Для городских слоев голодные времена означали carum tempus, «времена дороговизны», и эта зависимость от рынка, которая обычно гарантировала более высокий и разнообразный уровень потребления, чем в деревнях, в трудные моменты делала положение горожан более опасным по сравнению с крестьянами, предоставленными самим себе, но непосредственно связанными со средствами производства. Достаточно примеров, когда вследствие крайней скудости припасов становится трудно удовлетворить нужды бедняков — и тогда привилегиям наступает конец, городские ворота закрываются, и не только деревенские жители не могут попасть внутрь, но и городскую бедноту выгоняют вон. «Однажды в Генуе была страшная дороговизна, и скопилось в ней множество бездельников, более чем в какой-либо другой земле», тогда власти снарядили корабли и пустили по улицам глашатаев, которые кричали, «пусть, мол, бедняки отправятся на берег, там будут раздавать казенный хлеб»; огромная толпа скопилась на пристани, не только городские бедняки, но и чужие «бездельники». Представители коммуны сделали вид, будто хотят разделить их: пусть горожане взойдут на один корабль, а чужаки — на другой.
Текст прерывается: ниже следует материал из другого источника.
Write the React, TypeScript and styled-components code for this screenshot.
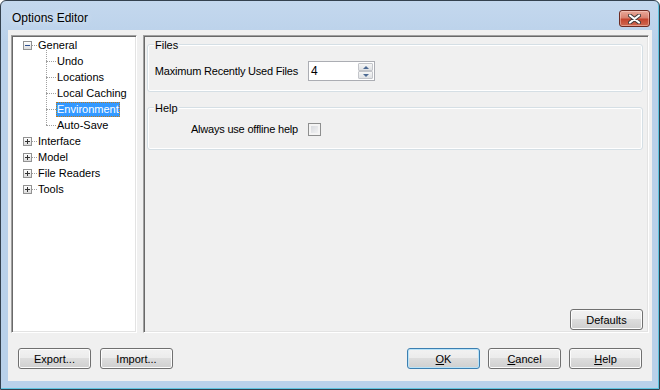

Все поднялись на борт. И тут же весла были спущены на воду, и всех бедняков (настоящих и мнимых) отвезли на Сардинию. «И там их оставили, как и следовало поступить, и в Генуе кончилась дороговизна». Об этом мы читаем в «Новеллино», сборнике рассказов, побасенок и апологов, написанных в конце XIII в. Допустим, что этот эпизод вымышлен, — все же знаменательно, что воображение современников способно было его породить. В последующие века не будет недостатка в аналогичных примерах, описанных в хрониках и предписанных законом, — примерах «буржуазной жестокости», по определению Фернана Броделя.